MPSA-DenseNet, PSA-DenseNet, and Multi-DenseNet were compared to six existing models, EPSA network (EPSANet), DenseNet, convolutional block attention module (CBAM)-CNN, long short-term memory (LSTM), residual neural network (ResNet), and MobileNetV2. MPSA-DenseNet led in all evaluation metrics (micro, macro, accuracy), while the other two proposed models still performed competitively.
Training peak memory usage revealed that attention-based models (PSA-DenseNet, EPSANet) consumed more memory due to additional computations. Multi-DenseNet showed significantly lower memory usage, benefiting from parameter sharing in multi-task learning. MPSA-DenseNet demonstrated efficient memory management with lower usage compared to other attention-based models. MPSA-DenseNet's stability was confirmed as it showed increasing micro and macro scores with larger training sets, indicating reliable performance.
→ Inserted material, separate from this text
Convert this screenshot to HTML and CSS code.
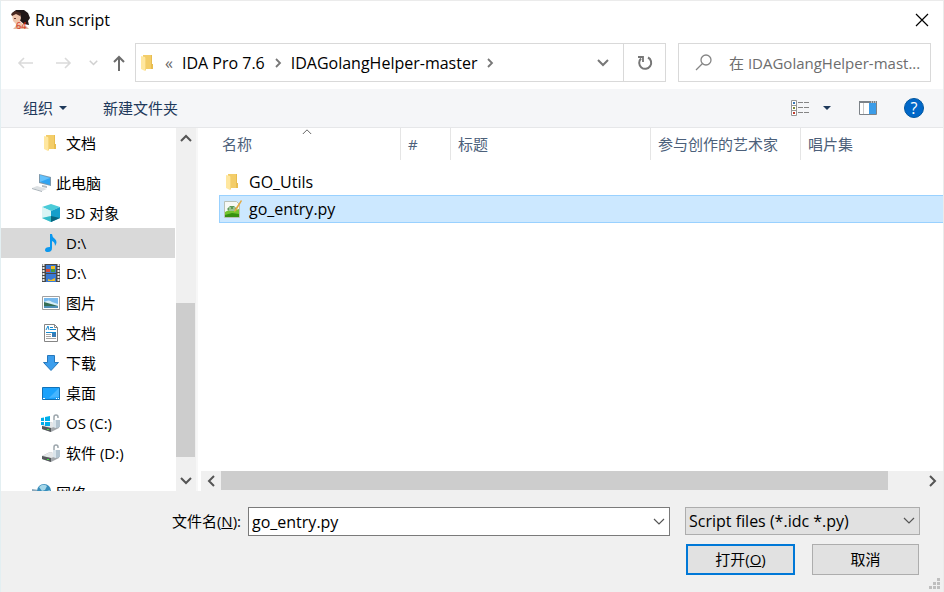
FILE: index.html
```html
<!DOCTYPE html>
<html lang="zh-CN">
<head>
<meta charset="utf-8">
<title>Run script</title>
<link rel="stylesheet" href="styles.css">
</head>
<body>
<svg class="defs" aria-hidden="true">
  <symbol id="folder" viewBox="0 0 18 18">
    <path d="M4 1h9v14H4z" fill="#f3cd69"/><path d="M12 1h1v9h1v5h-2z" fill="#e8bd50"/><path d="M2 2l4 1v14l-4-2z" fill="#ffe79f"/><path d="M6 3v14l1-1V4z" fill="#f7d77c"/>
  </symbol>
  <symbol id="chev-right" viewBox="0 0 8 10"><path d="M2 1l4 4-4 4" fill="none" stroke="currentColor" stroke-width="1.8"/></symbol>
  <symbol id="chev-down" viewBox="0 0 12 8"><path d="M1 1l5 5 5-5" fill="none" stroke="currentColor" stroke-width="2"/></symbol>
  <symbol id="chev-thin" viewBox="0 0 12 8"><path d="M1 1l5 5 5-5" fill="none" stroke="currentColor" stroke-width="1.2"/></symbol>
  <symbol id="caret" viewBox="0 0 8 4"><path d="M0 0h8L4 4z" fill="currentColor"/></symbol>
  <symbol id="drive" viewBox="0 0 20 18">
    <path d="M1 12l8-4 9 3v3l-8 4-9-3z" fill="#a3a7ab"/><path d="M1 12l8-4 9 3-8 3z" fill="#e5e7e9"/><path d="M1 12l9 2v4l-9-3z" fill="#55595c"/><path d="M6 15h2v1H6z" fill="#3ee03a"/>
    <path d="M13 6V3q0-2 2-2t2 2v1" fill="none" stroke="#9da6ac" stroke-width="1.5"/><path d="M12 6h7v7l-3 1-4-1z" fill="#b3c4d0"/><path d="M12 6h3v8l-3-1z" fill="#dbe5eb"/>
  </symbol>
</svg>
<div class="window">
  <header class="titlebar">
    <svg class="app-icon" viewBox="0 0 20 20" aria-hidden="true">
      <path d="M2 3l4-3h8l4 3 2 5-2 3 1 4-5-1-6-5z" fill="#211718"/><path d="M2 4l4-2 4 2 1 4-1 3 3 3 1 5H5l1-5-3-3z" fill="#f0c5ac"/><path d="M1 4l4-3 6 2-1 3-4-2-4 2z" fill="#4a2921"/><path d="M4 8h2v1H4z" fill="#6b3a30"/><path d="M3 19l4-4 9 1 3 3z" fill="#e3b79d"/>
      <text class="app-num" x="6" y="19">64</text>
    </svg>
    <h1>Run script</h1>
    <button class="plain close" aria-label="关闭"><svg viewBox="0 0 14 14"><path d="M1 1l12 12M13 1L1 13" fill="none" stroke="#000" stroke-width="1.2"/></svg></button>
  </header>

  <nav class="navbar" aria-label="导航">
    <div class="history">
      <button class="plain" aria-label="后退" disabled><svg class="arrow" viewBox="0 0 16 16"><path d="M16 8H2M7 3L2 8l5 5" fill="none" stroke="#dadada" stroke-width="1.6"/></svg></button>
      <button class="plain" aria-label="前进" disabled><svg class="arrow" viewBox="0 0 16 16"><path d="M0 8h14M9 3l5 5-5 5" fill="none" stroke="#dadada" stroke-width="1.6"/></svg></button>
      <button class="plain recent" aria-label="最近位置" disabled><svg class="chev-small"><use href="#chev-down"/></svg></button>
      <button class="plain up" aria-label="上移"><svg class="arrow" viewBox="0 0 16 16"><path d="M8 16V2M3 7l5-5 5 5" fill="none" stroke="#6c6c6c" stroke-width="2"/></svg></button>
    </div>
    <div class="address">
      <svg class="icon"><use href="#folder"/></svg>
      <span class="more">«</span>
      <a href="#ida">IDA Pro 7.6</a>
      <svg class="crumb-sep"><use href="#chev-right"/></svg>
      <a href="#helper">IDAGolangHelper-master</a>
      <svg class="crumb-sep"><use href="#chev-right"/></svg>
      <button class="plain addr-drop" aria-label="以前的位置"><svg class="chev"><use href="#chev-down"/></svg></button>
      <button class="plain refresh" aria-label="刷新"><svg viewBox="0 0 18 18"><path d="M12 3.500A6 6 0 1 1 5 4.500" fill="none" stroke="#767676" stroke-width="2"/><path d="M2 3h5v5" fill="none" stroke="#767676" stroke-width="1.800"/></svg></button>
    </div>
    <label class="search">
      <svg viewBox="0 0 18 18" aria-hidden="true"><circle cx="11" cy="6" r="5" fill="none" stroke="#858585" stroke-width="1.3"/><path d="M7.500 9.500L1 16" stroke="#858585" stroke-width="1.3"/></svg>
      <input type="text" placeholder="在 IDAGolangHelper-mast..." aria-label="搜索">
    </label>
  </nav>

  <div class="toolbar">
    <button class="plain organize">组织 <svg class="caret"><use href="#caret"/></svg></button>
    <button class="plain">新建文件夹</button>
    <button class="plain view" aria-label="更改视图">
      <svg class="view-icon" viewBox="0 0 19 16"><path d="M.5.5h5v15h-5zM.5 5.500h5M.5 10.500h5" fill="#fff" stroke="#969696"/><path d="M2 2h2v2H2z" fill="#3a78b5"/><path d="M2 7h2v2H2z" fill="#7d8a35"/><path d="M2 12h2v2H2z" fill="#c23b2b"/><path d="M7 2.500h5m1 0h5M7 7.500h5m1 0h5M7 12.500h5m1 0h5" stroke="#858585"/></svg>
      <svg class="caret"><use href="#caret"/></svg>
    </button>
    <button class="plain pane" aria-label="预览窗格"><svg viewBox="0 0 18 14"><path d="M.5.5h17v13H.5z" fill="#fff" stroke="#7c8288"/><path d="M0 0h18v2H0z" fill="#7c8288"/><path d="M4.500 2v11" stroke="#c9c9c9"/><path d="M10 2h7v11h-7z" fill="#3b9ce8"/><path d="M12 1h1m1 0h1m1 0h1" stroke="#fff"/></svg></button>
    <button class="help" aria-label="帮助">?</button>
  </div>

  <main class="content">
    <aside class="tree">
      <ul>
        <li><svg class="icon"><use href="#folder"/></svg><span>文档</span></li>
        <li class="root"><svg class="icon" viewBox="0 0 20 20"><path d="M7 1l12 3v9L7 10z" fill="#7f99ac"/><path d="M8 2l10 3v7L8 9z" fill="#2fa4f2"/><path d="M8 2l10 3-10 4z" fill="#64c1fb"/><path d="M10 12l5 1v2l-5-1z" fill="#b2bcc3"/><path d="M0 15l5-2 10 3-5 2z" fill="#dde1e4"/><path d="M0 15l10 3v1L0 16z" fill="#a8b1b8"/></svg><span>此电脑</span></li>
        <li><svg class="icon" viewBox="0 0 18 18"><path d="M9 0l9 3-9 4-9-4z" fill="#4bcbd8"/><path d="M0 3l9 4v11l-9-4z" fill="#9ee6ec"/><path d="M0 3l9 4v5l-9 2z" fill="#d9f5f5"/><path d="M18 3L9 7v11l9-4z" fill="#159fca"/><path d="M9 12l9 2-9 4z" fill="#08657e"/><path d="M9 12v6l-9-4z" fill="#35bdca"/></svg><span>3D 对象</span></li>
        <li class="current"><svg class="icon" viewBox="0 0 18 18"><path d="M8 0h2q0 3 3 5 3 3 0 7 0-4-3-5v7q0 4-4 4-3 0-3-2 0-3 5-3z" fill="#0b98ee"/></svg><span>D:\</span></li>
        <li><svg class="icon" viewBox="0 0 18 18"><path d="M0 0h18v18H0z" fill="#484848"/><path d="M1.500 0v18M16.500 0v18" stroke="#e9e9e9" stroke-width="2" stroke-dasharray="2 1"/><path d="M4 1h10v8H4zM4 10h10v8H4z" fill="#3979d4"/><path d="M4 5h4v3H4z" fill="#d44a38"/><path d="M9 2h4v3H9z" fill="#f1bd22"/><path d="M9 5h4v3H9z" fill="#489a3b"/><path d="M6 15l3 1 4-2v3H6z" fill="#f1bd22"/></svg><span>D:\</span></li>
        <li><svg class="icon" viewBox="0 0 18 18"><path d="M.5 2.500h17v13H.5z" fill="#fff" stroke="#a0a0a0"/><path d="M2 4h14v10H2z" fill="#77b9ed"/><path d="M2 8q5-3 8 0l6 2v2H2z" fill="#d7edf6"/><path d="M2 8l7 2 7 2v1H2z" fill="#356e55"/><path d="M2 12h14v2H2z" fill="#4f8fb6"/></svg><span>图片</span></li>
        <li><svg class="icon" viewBox="0 0 18 18"><path d="M2.500.5h10l3 3v14h-13z" fill="#fff" stroke="#858585"/><path d="M12.500.5v3h3" fill="none" stroke="#858585"/><path d="M4 6l2-4 1 4M8 3.500h3M8 5.500h6M4 8.500h10" fill="none" stroke="#168bd2"/><path d="M4 10.500h5M4 12.500h5M4 14.500h10" stroke="#a4a4a4"/><path d="M10 9h4v4h-4z" fill="#367bb5"/></svg><span>文档</span></li>
        <li><svg class="icon" viewBox="0 0 18 18"><path d="M5.500 1.500h7v7h4L9 16.500l-7.500-8h4z" fill="#3c9eed" stroke="#2678bc"/></svg><span>下载</span></li>
        <li><svg class="icon" viewBox="0 0 18 18"><path d="M.5 3.500h17v12H.5z" fill="#1ba2fc" stroke="#1172b8"/><path d="M17 4v9L7 14z" fill="#46b5ff"/><path d="M1 14.500h2m11 0h1m1 0h1" stroke="#fff"/></svg><span>桌面</span></li>
        <li class="disk"><svg class="icon" viewBox="0 0 20 18"><use href="#drive"/><path d="M0 4l3-.5V7H0zM4 3l5-1v5H4zM0 8h3v3H0zM4 8h5v4H4z" fill="#00aeea"/></svg><span>OS (C:)</span></li>
        <li class="disk"><svg class="icon"><use href="#drive"/></svg><span>软件 (D:)</span></li>
        <li class="root"><svg class="icon" viewBox="0 0 20 20"><path d="M0 6l7 1v7l-7-2z" fill="#8ba8bb"/><circle cx="12" cy="8" r="7" fill="#378dbb"/><path d="M7 4q4-4 8-1l-2 4-3 1zM15 8l3-1-2 5z" fill="#a5d7e9"/></svg><span>网络</span></li>
      </ul>
    </aside>
    <div class="vscroll">
      <button class="plain" aria-label="向上滚动"><svg class="chev flip"><use href="#chev-down"/></svg></button>
      <div class="vtrack"><div class="vthumb"></div></div>
      <button class="plain" aria-label="向下滚动"><svg class="chev"><use href="#chev-down"/></svg></button>
    </div>
    <section class="files">
      <table>
        <colgroup><col class="c-name"><col class="c-num"><col class="c-title"><col class="c-artist"><col></colgroup>
        <thead><tr><th>名称<svg class="sort"><use href="#chev-thin"/></svg></th><th>#</th><th>标题</th><th>参与创作的艺术家</th><th>唱片集</th></tr></thead>
        <tbody>
          <tr><td colspan="5"><div class="file"><svg class="icon"><use href="#folder"/></svg>GO_Utils</div></td></tr>
          <tr class="selected"><td colspan="5"><div class="file"><svg class="icon" viewBox="0 0 18 18"><path d="M.5 1.500h12l3 3v13H.5z" fill="#f7f9f5" stroke="#b9c1b7"/><path d="M1 12q4-3 7-1l7-2v8H1z" fill="#73c42f"/><path d="M1 15l7-2 7 1v3H1z" fill="#36910f"/><path d="M3 9l3-3h4l3 3-2 2H5z" fill="#5d9a55"/><path d="M5 8h2m2 0h2M5 10h6" stroke="#d8ead1"/><path d="M17 0l1 1-6 10-2 1 1-3z" fill="#e3a842"/></svg>go_entry.py</div></td></tr>
        </tbody>
      </table>
      <div class="hscroll">
        <button class="plain" aria-label="向左滚动"><svg class="chev left"><use href="#chev-down"/></svg></button>
        <div class="htrack"><div class="hthumb"></div></div>
        <button class="plain" aria-label="向右滚动"><svg class="chev right"><use href="#chev-down"/></svg></button>
      </div>
    </section>
  </main>

  <form class="footer">
    <label class="name-label" for="filename">文件名(<u>N</u>):</label>
    <div class="combo"><input id="filename" type="text" value="go_entry.py"><button type="button" class="plain" aria-label="历史文件名"><svg class="chev"><use href="#chev-thin"/></svg></button></div>
    <div class="filter"><select aria-label="文件类型"><option>Script files (*.idc *.py)</option></select><svg class="chev"><use href="#chev-thin"/></svg></div>
    <div class="actions">
      <button type="button" class="btn primary"><span>打开(<u>O</u>)</span></button>
      <button type="button" class="btn">取消</button>
    </div>
    <svg class="grip" viewBox="0 0 12 12" aria-hidden="true"><path d="M8 0h3v3H8zM4 4h3v3H4zM8 4h3v3H8zM0 8h3v3H0zM4 8h3v3H4zM8 8h3v3H8z" fill="#bfbfbf"/></svg>
  </form>
</div>
</body>
</html>
```
FILE: styles.css
```css
* { box-sizing: border-box; }
body {
  margin: 0;
  font: 15px/20px "Open Sans", "Noto Sans CJK SC", sans-serif;
  color: #000;
  background: #fff;
}
button, input, select { font: inherit; color: inherit; margin: 0; }
svg { display: block; flex: none; }
.defs { position: absolute; width: 0; height: 0; }
.plain {
  display: flex;
  align-items: center;
  justify-content: center;
  padding: 0;
  border: 0;
  background: none;
}
.icon { width: 18px; height: 18px; }
.chev { width: 12px; height: 8px; }
.window {
  display: flex;
  flex-direction: column;
  height: 100vh;
  overflow: hidden;
  border-top: 1px solid #ebebeb;
  border-left: 1px solid #e3eff2;
  border-right: 1px solid #ebebeb;
}

/* Title bar */
.titlebar { display: flex; align-items: center; height: 38px; padding: 0 14px 0 9px; gap: 5px; }
.app-icon { width: 20px; height: 20px; }
.app-num { font: 9px "Open Sans", sans-serif; fill: #d42a10; }
h1 { margin: 0; font-size: 16px; font-weight: 400; line-height: 18px; }
.close { margin-left: auto; }
.close svg { width: 14px; height: 14px; }

/* Navigation */
.navbar { display: flex; align-items: center; padding: 4px 12px 7px 16px; }
.history { display: flex; align-items: center; width: 118px; }
.arrow { width: 16px; height: 16px; }
.history .plain + .plain { margin-left: 23px; }
.history .recent.plain { margin-left: 17px; }
.history .up.plain { margin-left: 13px; }
.chev-small { width: 9px; height: 6px; color: #d0d0d0; }
.address {
  display: flex;
  flex: 1;
  align-items: center;
  height: 39px;
  min-width: 0;
  padding-left: 3px;
  border: 1px solid #d9d9d9;
  font-size: 16px;
  white-space: nowrap;
}
.address a { color: #000; text-decoration: none; }
.more { margin: 0 9px 0 8px; color: #666; }
.crumb-sep { width: 8px; height: 10px; margin: 0 9px; color: #777; }
.addr-drop { width: 40px; margin-left: auto; color: #777; }
.refresh { width: 42px; height: 37px; border-left: 1px solid #d9d9d9; }
.refresh svg { width: 18px; height: 18px; }
.search {
  display: flex;
  flex: 0 1 253px;
  align-items: center;
  height: 39px;
  margin-left: 12px;
  padding-left: 16px;
  gap: 16px;
  border: 1px solid #d9d9d9;
}
.search svg { width: 18px; height: 18px; }
.search input {
  flex: 1;
  min-width: 0;
  padding: 0;
  border: 0;
  outline: 0;
  background: none;
  text-overflow: ellipsis;
}
.search input::placeholder { color: #6d6d6d; opacity: 1; }

/* Toolbar */
.toolbar {
  display: flex;
  align-items: center;
  height: 39px;
  padding: 0 19px 0 22px;
  background: #f5f6f8;
  border-bottom: 1px solid #e6e7e9;
  color: #1e395b;
}
.caret { width: 8px; height: 4px; }
.organize { gap: 6px; margin-right: 36px; }
.view { margin-left: auto; gap: 13px; }
.view-icon { width: 19px; height: 16px; }
.pane { margin: 0 27px 0 28px; }
.pane svg { width: 18px; height: 14px; }
.help {
  width: 20px;
  height: 20px;
  padding: 0;
  border: 1px solid #00569f;
  border-radius: 50%;
  background: #0067c8;
  color: #fff;
  font-size: 16px;
  line-height: 18px;
  text-align: center;
}

/* Folder tree */
.content { display: flex; flex: 1; min-height: 0; }
.tree { width: 174px; overflow: hidden; }
.tree ul { margin: 0; padding: 0; list-style: none; }
.tree li { display: flex; align-items: center; height: 30px; padding-left: 41px; gap: 6px; white-space: nowrap; }
.tree .root { margin-top: 10px; padding-left: 31px; gap: 4px; }
.tree .root .icon { width: 20px; height: 20px; }
.tree .disk { padding-left: 40px; gap: 5px; }
.tree .disk .icon { width: 20px; }
.tree .current { background: #d9d9d9; }
.vscroll { display: flex; flex-direction: column; width: 20px; margin-left: 1px; background: #f0f0f0; color: #555; }
.vscroll button { height: 20px; }
.vtrack { display: flex; flex: 1; flex-direction: column; justify-content: flex-end; padding-bottom: 14px; }
.vthumb { height: 50%; width: 19px; background: #cdcdcd; }
.flip { transform: rotate(180deg); }
.left { transform: rotate(90deg); }
.right { transform: rotate(-90deg); }

/* File list */
.files { display: flex; flex: 1; flex-direction: column; min-width: 0; border-left: 2px solid #f7f7f7; }
table { width: calc(100% - 21px); margin-left: 21px; border-collapse: separate; border-spacing: 0; table-layout: fixed; }
.c-name { width: 181px; }
.c-num { width: 50px; }
.c-title { width: 200px; }
.c-artist { width: 150px; }
th {
  position: relative;
  height: 32px;
  padding: 0 0 0 7px;
  border-left: 1px solid #e5e5e5;
  color: #4c607a;
  font-weight: 400;
  text-align: left;
  white-space: nowrap;
}
th:first-child { border-left: 0; padding-left: 3px; }
.sort { position: absolute; top: 0; left: 83px; width: 10px; height: 7px; color: #666; transform: rotate(180deg); }
tbody::before { content: ""; display: block; height: 8px; }
td { height: 27px; padding: 0; font-size: 16px; }
.file { display: flex; align-items: center; height: 27px; padding-left: 5px; gap: 7px; }
.selected .file { height: 28px; padding-left: 4px; border: 1px solid #99d1ff; border-right: 0; background: #cce8ff; }
.hscroll { display: flex; height: 20px; margin: auto 0 0 3px; background: #f0f0f0; color: #555; }
.hscroll button { width: 20px; }
.htrack { flex: 1; }
.hthumb { width: 95%; height: 19px; background: #cdcdcd; }

/* Footer */
.footer {
  position: relative;
  display: grid;
  grid-template-columns: 240px 1fr 235px;
  column-gap: 7px;
  row-gap: 8px;
  height: 101px;
  padding: 16px 23px 0 0;
  align-content: start;
  background: #f0f0f0;
}
.name-label { justify-self: end; line-height: 28px; }
.combo { display: flex; height: 29px; border: 1px solid #7a7a7a; background: #fff; margin-right: 8px; font-size: 16px; }
.combo input { flex: 1; min-width: 0; padding: 0 3px; border: 0; outline: 0; background: none; }
.combo button { width: 20px; color: #555; }
.filter { position: relative; }
.filter select {
  width: 100%;
  height: 28px;
  padding: 0 24px 0 3px;
  border: 1px solid #adadad;
  border-radius: 0;
  background: #e1e1e1;
  font-size: 16px;
  appearance: none;
}
.filter .chev { position: absolute; top: 10px; right: 5px; color: #555; }
.actions { grid-column: 3; display: flex; gap: 17px; padding: 0 1px; }
.btn { flex: 1; height: 31px; padding: 0 0 2px; border: 1px solid #adadad; background: #e1e1e1; }
.primary { border: 2px solid #0078d7; }
.grip { position: absolute; right: 2px; bottom: 2px; width: 12px; height: 12px; }
```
In essence, MPSA-DenseNet's superior performance was attributed to its effective integration of DenseNet, multi-task learning, and attention mechanisms, which together enhanced feature extraction, generalization, and focus on relevant features.
Conclusion
In conclusion, the researchers introduced three advanced models—MPSA-DenseNet, PSA-DenseNet, and Multi-DenseNet—designed for English accent classification. By integrating DenseNet, multi-task learning, and the PSA module, these models, particularly MPSA-DenseNet, demonstrated superior accuracy compared to existing methods.
The results highlighted the effectiveness of combining these components for robust feature extraction and generalization. While recognizing the high memory demands, future research should explore more efficient architectures like CondenseNetV2. Overall, the proposed models showed great potential for accent recognition and could be adapted for various audio classification tasks.